Meet
the author
Tony Boullemier was born in 1945 at Newcastle-upon-Tyne in
north east England and educated at the city’s Royal Grammar School and Reading University.
He trained as a reporter with the Newcastle Journal and at
23 joined the Daily Express in London where he became one
of Fleet Street’s youngest
sub-editors.
In 1975 he moved to the midlands to launch his own newspaper
group. He built it into a multi-million pound business over
14 years, before selling to the International Thomson Organisation,
one of the world's leading newspaper publishers.

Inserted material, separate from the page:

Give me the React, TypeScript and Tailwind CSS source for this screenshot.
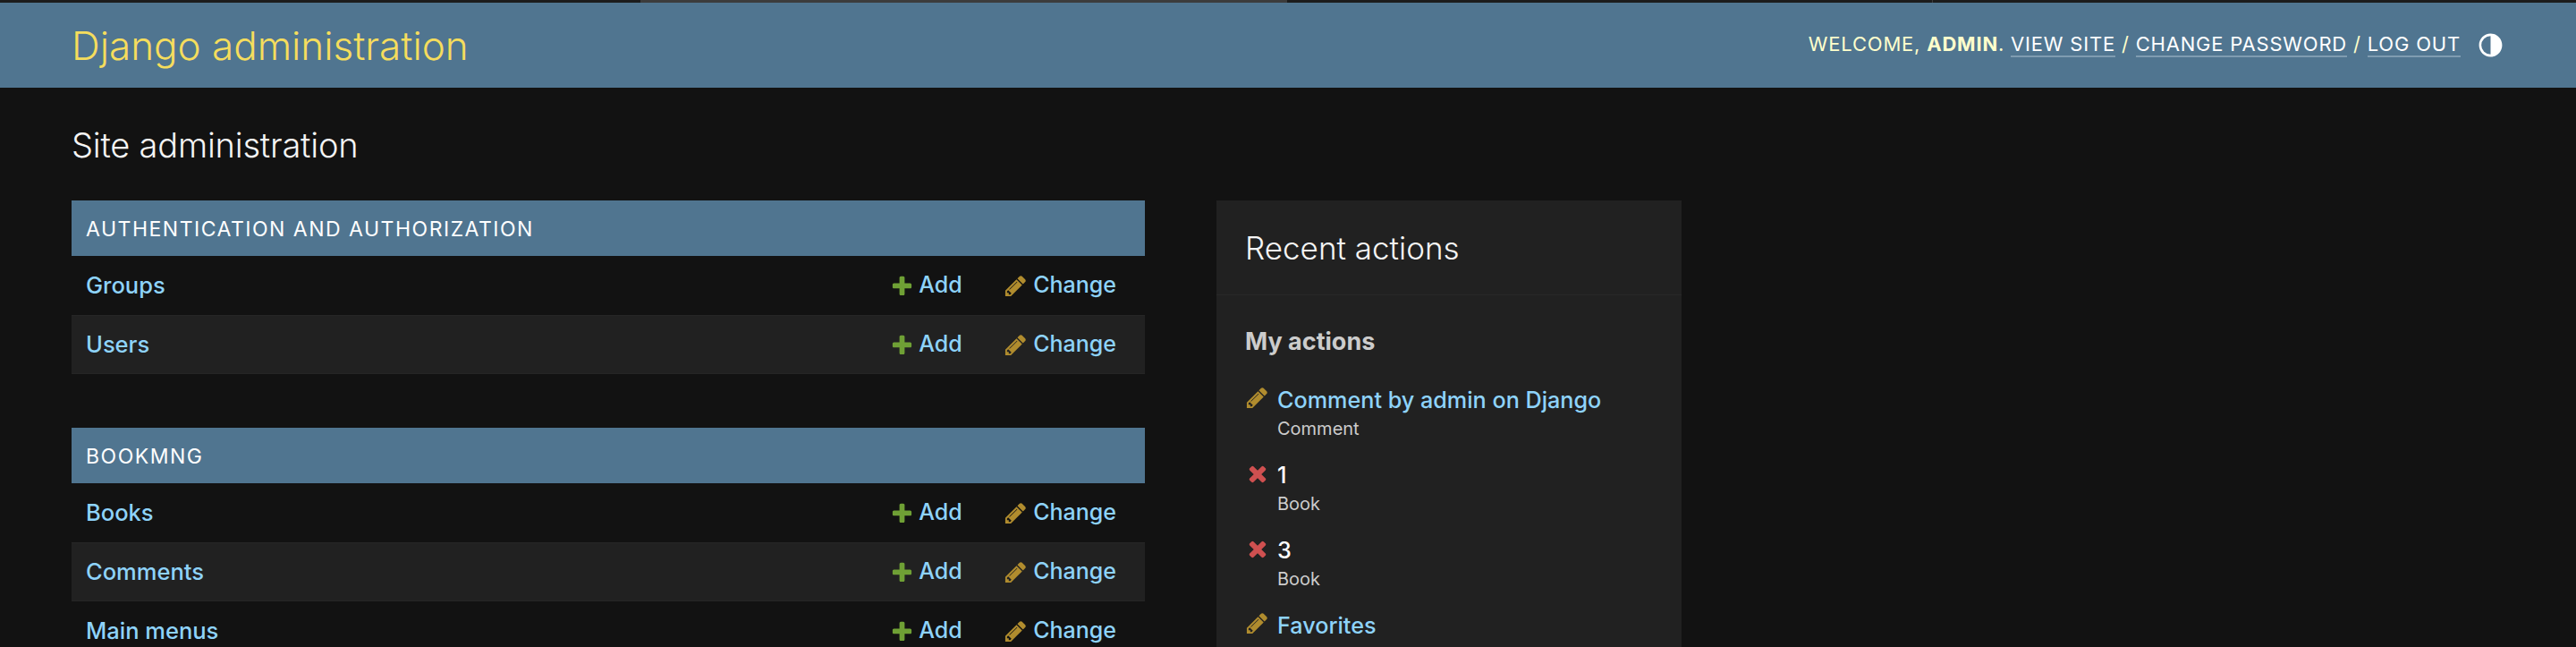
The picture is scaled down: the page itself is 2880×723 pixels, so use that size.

Since then he has freelanced as a magazine producer, studied
medieval history at Leicester University and military history
through Holts Battlefield Tours. His sporting interests include
cricket, football, skiing and golf.
He lives in an 18th Century stone house at the heart of a
peaceful village with his wife and two children, all of them
journalists.
Why
he wrote Leonie and the last Napoleon
All journalists are convinced they have a book in them. They
just need time
and inspiration. Tony was lucky to have the
time. And even luckier when inspiration arrived in the shape
of a battered old diary, handed down to him after his father
died.
It had been kept by Leonie, his French
great grandmother. She and her family had lived an extraordinary
life in Paris where they knew many of the great names of the Second Empire.
When Tony researched their adventures and the amazing life of the Emperor Napoleon III, he had found his story.